#### [Set exercise]
Every line holding the string "with" should be gathered.

#### [Given data]
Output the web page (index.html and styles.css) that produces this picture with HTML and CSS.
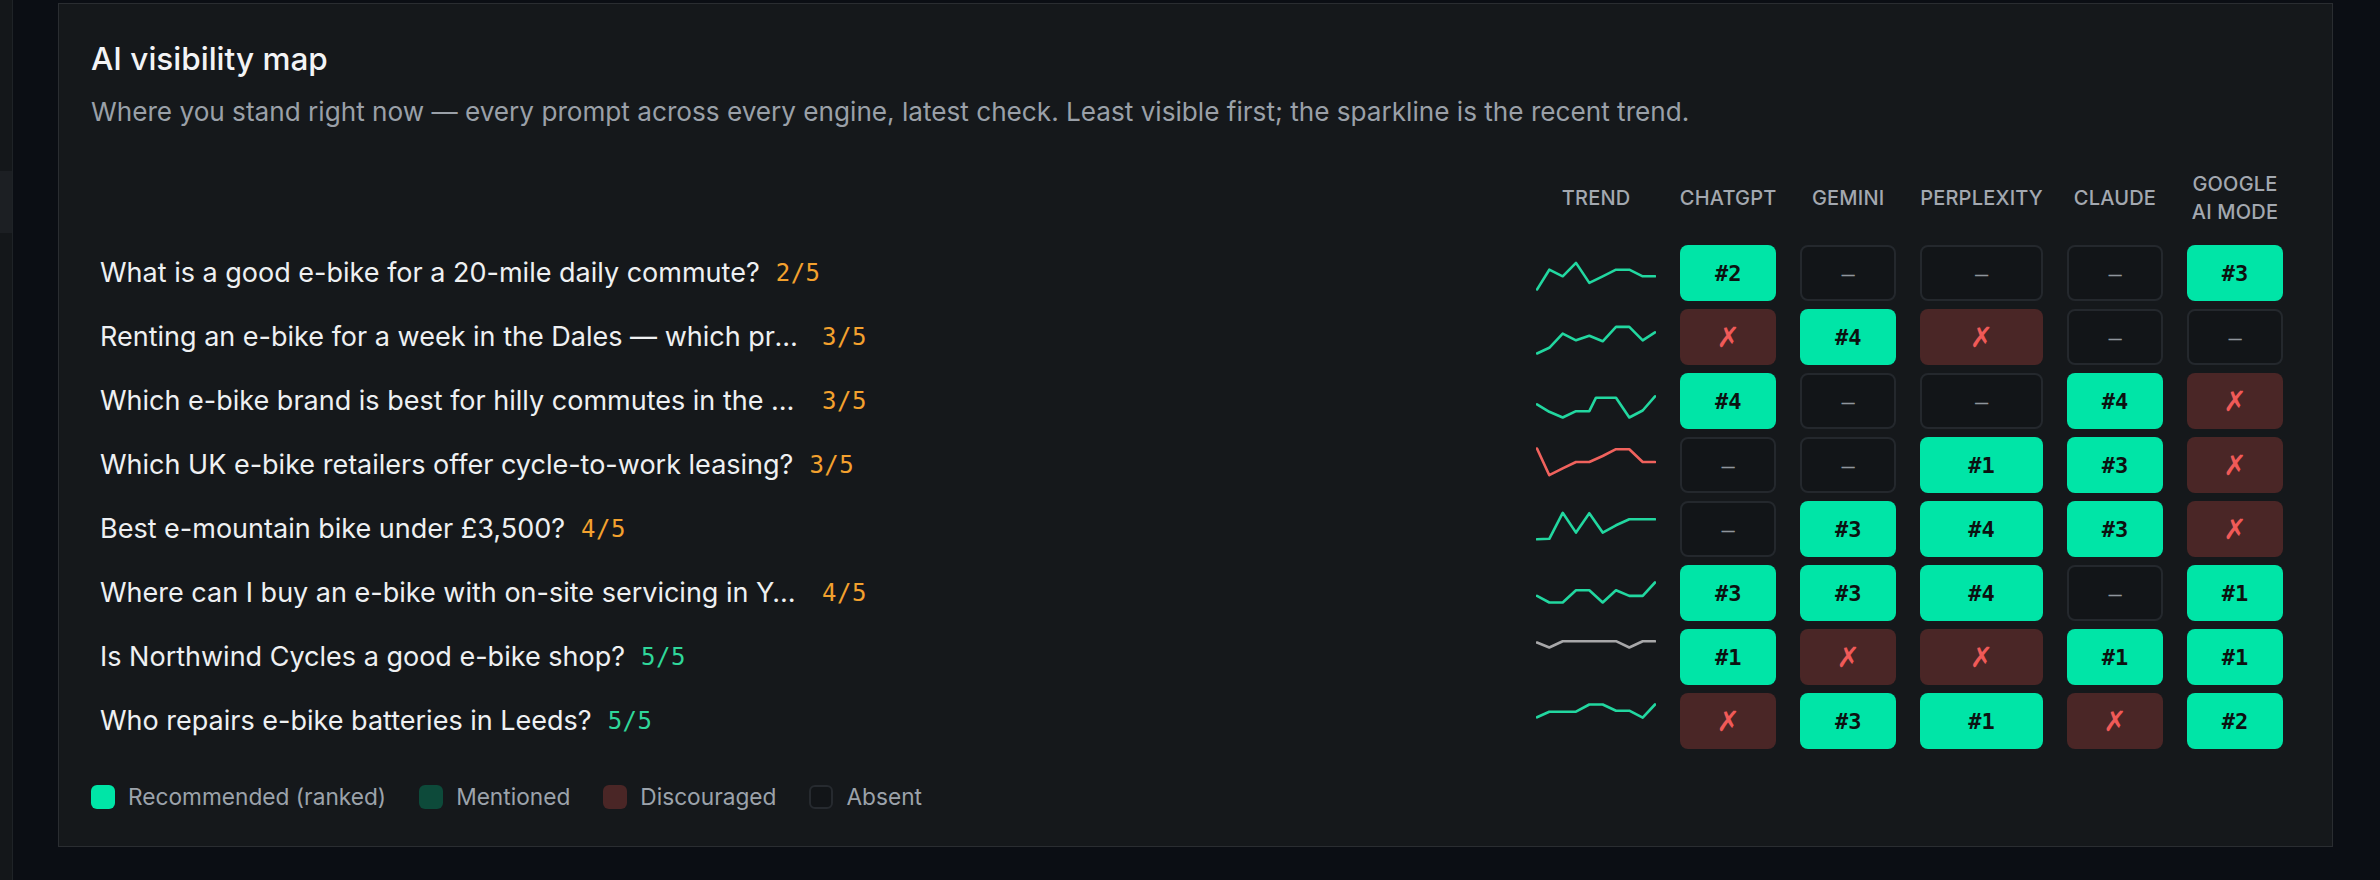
FILE: index.html
```html
<!DOCTYPE html>
<html lang="en">
<head>
<meta charset="utf-8">
<title>AI visibility map</title>
<link rel="stylesheet" href="styles.css">
</head>
<body>
<div class="app">
  <aside class="rail"><div class="rail-hl"></div></aside>
  <main class="main">
    <section class="card">
      <h2 class="title">AI visibility map</h2>
      <p class="sub">Where you stand right now — every prompt across every engine, latest check. Least visible first; the sparkline is the recent trend.</p>

      <div class="grid">
        <div class="hd hd-q"></div>
        <div class="hd">Trend</div>
        <div class="hd">ChatGPT</div>
        <div class="hd">Gemini</div>
        <div class="hd">Perplexity</div>
        <div class="hd">Claude</div>
        <div class="hd">Google<br>AI Mode</div>

        <div class="q"><span class="q-text">What is a good e-bike for a 20-mile daily commute?</span><span class="score warn">2/5</span></div>
        <div class="trend"><svg viewBox="0 0 120 36" width="120" height="36"><polyline class="spark up" points="1,34.5 13.3,14.7 26.7,21.3 40,7.9 53.3,27.9 66.7,21.3 80,14.7 93.3,14.7 106.7,21.3 119,21.3"/></svg></div>
        <div class="cell rec">#2</div>
        <div class="cell abs">–</div>
        <div class="cell abs">–</div>
        <div class="cell abs">–</div>
        <div class="cell rec">#3</div>

        <div class="q"><span class="q-text">Renting an e-bike for a week in the Dales — which provider should I use?</span><span class="score warn">3/5</span></div>
        <div class="trend"><svg viewBox="0 0 120 36" width="120" height="36"><polyline class="spark up" points="1,34.5 13.3,28.8 26.7,14.7 40,21.3 53.3,16.7 66.7,22.3 80,7.9 93.3,7.9 106.7,21.3 119,13.3"/></svg></div>
        <div class="cell dis">✗</div>
        <div class="cell rec">#4</div>
        <div class="cell dis">✗</div>
        <div class="cell abs">–</div>
        <div class="cell abs">–</div>

        <div class="q"><span class="q-text">Which e-bike brand is best for hilly commutes in the Pennines?</span><span class="score warn">3/5</span></div>
        <div class="trend"><svg viewBox="0 0 120 36" width="120" height="36"><polyline class="spark up" points="1,21.3 13.3,28.8 26.7,34.5 40,28.2 53.3,28.2 60,14.7 80,14.7 93.3,34.5 106.7,27.5 119,13.3"/></svg></div>
        <div class="cell rec">#4</div>
        <div class="cell abs">–</div>
        <div class="cell abs">–</div>
        <div class="cell rec">#4</div>
        <div class="cell dis">✗</div>

        <div class="q"><span class="q-text">Which UK e-bike retailers offer cycle-to-work leasing?</span><span class="score warn">3/5</span></div>
        <div class="trend"><svg viewBox="0 0 120 36" width="120" height="36"><polyline class="spark down" points="1,1.5 13.3,28.2 26.7,21.3 40,15 53.3,15 66.7,9 80,2.2 93.3,2.2 106.7,15 119,15"/></svg></div>
        <div class="cell abs">–</div>
        <div class="cell abs">–</div>
        <div class="cell rec">#1</div>
        <div class="cell rec">#3</div>
        <div class="cell dis">✗</div>

        <div class="q"><span class="q-text">Best e-mountain bike under £3,500?</span><span class="score warn">4/5</span></div>
        <div class="trend"><svg viewBox="0 0 120 36" width="120" height="36"><polyline class="spark up" points="1,28.3 13.3,27.8 26.7,1.8 40,21.6 53.3,2.2 66.7,21.6 80,14.3 93.3,8.3 106.7,8.3 119,8.3"/></svg></div>
        <div class="cell abs">–</div>
        <div class="cell rec">#3</div>
        <div class="cell rec">#4</div>
        <div class="cell rec">#3</div>
        <div class="cell dis">✗</div>

        <div class="q"><span class="q-text">Where can I buy an e-bike with on-site servicing in Yorkshire?</span><span class="score warn">4/5</span></div>
        <div class="trend"><svg viewBox="0 0 120 36" width="120" height="36"><polyline class="spark up" points="1,20.9 13.3,27.5 26.7,27.5 40,15.2 53.3,15.2 66.7,27.5 80,15.2 93.3,20.9 106.7,20.9 119,7.5"/></svg></div>
        <div class="cell rec">#3</div>
        <div class="cell rec">#3</div>
        <div class="cell rec">#4</div>
        <div class="cell abs">–</div>
        <div class="cell rec">#1</div>

        <div class="q"><span class="q-text">Is Northwind Cycles a good e-bike shop?</span><span class="score good">5/5</span></div>
        <div class="trend"><svg viewBox="0 0 120 36" width="120" height="36"><polyline class="spark flat" points="1,3.5 13.3,8.5 26.7,2.2 40,2.2 53.3,2.2 66.7,2.2 80,2.2 93.3,8.5 106.7,2.2 119,2.2"/></svg></div>
        <div class="cell rec">#1</div>
        <div class="cell dis">✗</div>
        <div class="cell dis">✗</div>
        <div class="cell rec">#1</div>
        <div class="cell rec">#1</div>

        <div class="q"><span class="q-text">Who repairs e-bike batteries in Leeds?</span><span class="score good">5/5</span></div>
        <div class="trend"><svg viewBox="0 0 120 36" width="120" height="36"><polyline class="spark up" points="1,14.3 13.3,8.7 26.7,8.7 40,8.7 53.3,1.5 66.7,1.5 80,7.7 93.3,7.7 106.7,14.7 119,1.5"/></svg></div>
        <div class="cell dis">✗</div>
        <div class="cell rec">#3</div>
        <div class="cell rec">#1</div>
        <div class="cell dis">✗</div>
        <div class="cell rec">#2</div>
      </div>

      <div class="legend">
        <span class="lg"><span class="sw sw-rec"></span>Recommended (ranked)</span>
        <span class="lg"><span class="sw sw-men"></span>Mentioned</span>
        <span class="lg"><span class="sw sw-dis"></span>Discouraged</span>
        <span class="lg"><span class="sw sw-abs"></span>Absent</span>
      </div>
    </section>
  </main>
</div>
</body>
</html>
```

FILE: styles.css
```css
* { box-sizing: border-box; }

html, body {
  margin: 0;
  padding: 0;
  background: #0b0e14;
  font-family: Inter, "Noto Sans", "Liberation Sans", sans-serif;
  color: #eef0f2;
}

.app {
  display: flex;
  width: 2380px;
  height: 880px;
}

.rail {
  width: 13px;
  flex: none;
  background: #14171a;
  border-right: 1px solid #1f2327;
  padding-top: 171px;
}

.rail-hl {
  height: 62px;
  background: #1c1f23;
}

.main {
  flex: 1;
  padding: 3px 47px 0 45px;
}

.card {
  background: #15181b;
  border: 1px solid #2a2d31;
  padding: 37px 49px 35px 32px;
}

.title {
  margin: 0;
  font-size: 31.5px;
  line-height: 36px;
  font-weight: 500;
  color: #f3f4f6;
}

.sub {
  margin: 19px 0 0;
  font-size: 26.15px;
  line-height: 32px;
  color: #9aa0a8;
}

.grid {
  margin-top: 42px;
  display: grid;
  grid-template-columns: minmax(0, 1fr) 120px 96px 96px minmax(96px, max-content) 96px 96px;
  column-gap: 24px;
  row-gap: 8px;
  align-items: center;
}

.hd {
  height: 56px;
  margin-bottom: 11px;
  display: flex;
  align-items: center;
  justify-content: center;
  text-align: center;
  font-size: 20px;
  line-height: 28px;
  font-weight: 500;
  text-transform: uppercase;
  letter-spacing: 0.01em;
  color: #a3a8b0;
  white-space: nowrap;
}

.q {
  display: flex;
  align-items: center;
  gap: 16px;
  padding-left: 9px;
  height: 56px;
  min-width: 0;
}

.q-text {
  font-size: 27px;
  line-height: 34px;
  color: #eef0f2;
  white-space: nowrap;
  overflow: hidden;
  text-overflow: ellipsis;
  max-width: 706px;
}

.score {
  font-family: "DejaVu Sans Mono", "Liberation Mono", monospace;
  font-size: 24px;
  letter-spacing: 0.5px;
  line-height: 32px;
  flex: none;
}

.score.warn { color: #f3a12e; }
.score.good { color: #2fd79a; }

.trend {
  height: 56px;
  display: flex;
  align-items: center;
}

.trend svg { display: block; }

.spark {
  fill: none;
  stroke-width: 2.6;
  stroke-linejoin: round;
  stroke-linecap: round;
}

.spark.up { stroke: #22d7a0; }
.spark.down { stroke: #f0625d; }
.spark.flat { stroke: #a7a7a9; }

.cell {
  height: 56px;
  border-radius: 8px;
  display: flex;
  align-items: center;
  justify-content: center;
  font-family: "DejaVu Sans Mono", "Liberation Mono", monospace;
  font-size: 22px;
  font-weight: 700;
}

.cell.rec {
  background: #00e5a7;
  color: #0c1211;
}

.cell.abs {
  background: #121518;
  border: 2px solid #24282d;
  color: #8f959c;
  font-weight: 400;
}

.cell.dis {
  background: #4a2626;
  color: #f05a58;
  font-family: "DejaVu Sans", sans-serif;
  font-weight: 400;
  font-size: 28px;
}

.legend {
  margin-top: 34px;
  display: flex;
  align-items: center;
  gap: 33px;
  height: 28px;
}

.lg {
  display: flex;
  align-items: center;
  gap: 13px;
  font-size: 22.7px;
  line-height: 28px;
  color: #9ca3ab;
}

.sw {
  width: 24px;
  height: 24px;
  border-radius: 6px;
  flex: none;
}

.sw-rec { background: #00e5a7; }
.sw-men { background: #0d4a3a; }
.sw-dis { background: #4a2626; }
.sw-abs { border: 2px solid #262a2f; background: #121518; }
```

#### [Output]
Output the web page (index.html and styles.css) that produces this picture with HTML and CSS.
        <div class="q"><span class="q-text">Where can I buy an e-bike with on-site servicing in Yorkshire?</span><span class="score warn">4/5</span></div>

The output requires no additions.